La gente no recuerda asuntos importantes de su vida como el nombre de su primera novia o el momento preciso en que descubrió que los Reyes Magos no existen. Son cosas que se olvidan, cubiertas de polvo, en una esquina de la memoria. Yo recuerdo exactamente cuándo dejé de creer en la justicia en España. Fue el día en que un tribunal condenó a dos concejales y a una funcionaria del Ayuntamiento de Santa Cruz a una pena de cuatro años de cárcel por hacer un parking público en suelo público y haber invadido unos metros la zona de servidumbre de Costas. ¡Cuatro años por hacer una obra pública! Un contencioso administrativo convertido en causa penal y con condenas de cárcel.
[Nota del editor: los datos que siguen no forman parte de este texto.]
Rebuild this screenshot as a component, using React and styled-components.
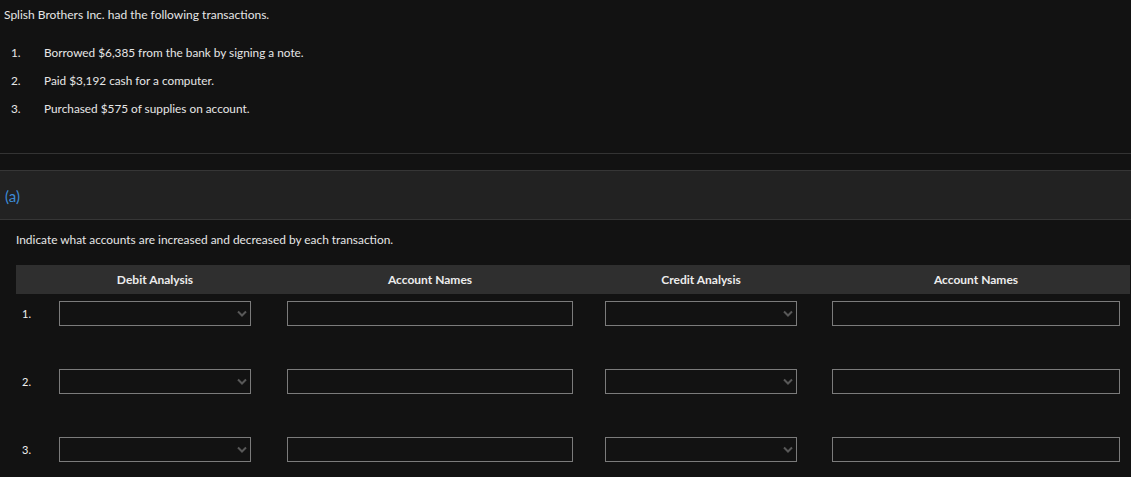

Me vino a la memoria la cantidad de viviendas millonarias que se adentran en el suelo de Costas. Grandes chalés que están construidos en el dominio marítimo terrestre, con sus garajes y su helipuerto, y que han sido legalizados sin el menor problema o permanecen intocables. Y pensé en cómo echaron por las bravas a la gente de Cho Vito. Le di vueltas a la evidencia de que hay una justicia para los poderosos y otra para los desgraciados; una justicia de oportunidad y otra de oportunismo. Y al final dejé de molerme la batata con todo eso, porque entendí que todo en nuestro país está contaminado por la maldita influencia mediática, por el deseo de hacer carrera política, por el qué dirán, por miles de servidumbres que nos contaminan en cualquier profesión. Y no iba a ser la justicia una cosa aparte.

Si me hubiera quedado alguna duda, el culebrón de la jueza Victoria Rosell y el juez Salvador Alba habría terminado de descreerme. Una jueza llamada para la política, que ficha como diputada por Podemos a la que se le monta una operación jurídica y política para destruirla. Un juez que graba conversaciones después de ser grabado por el empresario Miguel Ángel Ramírez. La jueza que regresa a su carrera judicial como si tal cosa, después de tanto hablar Podemos de las puertas giratorias. El juez que es procesado pero sigue ejerciendo. Magistrados conservadores que odian a los magistrados progresistas. Y viceversa. Jueces que militan en un partido o en otro, que ocupan cargos y ministerios y vuelven después a las togas como si nada hubiese ocurrido. El camarote de los hermanos Marx con puñetas.

La justicia es como la atmósfera. Cuando más asciendes, más se enrarece el aire y más difícil se vuelve respirar. Las influencias que se pueden encontrar abajo, en los juzgados ordinarios, es apenas perceptible. En cuanto empiezas a ascender en el escalafón te encuentras con una densa enredadera de intereses y efectos políticos que todo lo complican y lo envenenan. Y si subes mucho, el aire está tan enrarecido que es imposible respirar.

Estos días hablamos del caso de Antonio Morales, el presidente del Cabildo de Gran Canaria, al que la Fiscalía investiga sus años en el ayuntamiento de Agüimes. Aquí, en Tenerife, ha vuelto a reflotarse el caso grúas que afecta al alcalde José Alberto Díaz pero sólo como estación de tránsito hacia el verdadero objetivo, que es Fernando Clavijo. Los dos casos son similares. Viejos asuntos del pasado que quieren convertirse en bombas de relojería para el presente de dos políticos.

El caso grúas está llevado por una jueza de instrucción. Pero es tan llamativa la sed de justicia de la Audiencia Provincial de Tenerife, que parece estar dirigiendo el asunto por control remoto. Que detrás esté el presidente Clavijo, por supuesto, no tiene nada que ver. Seguro que la Audiencia se toma el mismo interés por cualquier asunto en cualquier juzgado. Y seguro que los informes de la Audiencia de Cuentas, como el que afecta a Antonio Morales, llegan por docenas a la Fiscalía. Seguro que debe ser así. Porque si no lo fuera, parecería que algunos quieren hacer carrera cazando piezas de caza mayor. No es lo mismo desplumar a unos pobres concejales, abandonados incluso por los suyos, que a un águila real o un cernícalo grancanario.

La guerra es la continuación de la política por otros medios, decía Clausewitz, un agudo militar incapaz de ganar ninguna batalla. La justicia de hoy es la guerra de ayer. Existen expertos en el montaje de escenografías jurídicas que se han convertido en los más valiosos colaboradores políticos. Con la inestimable ayuda de los medios de comunicación, la mierda se arroja a las aspas de los ventiladores para que vuele en todas direcciones. Y ese es el olor de la vida que leemos. Un olor tan democrático que ya se puede decir que todo y todos huelen a lo mismo.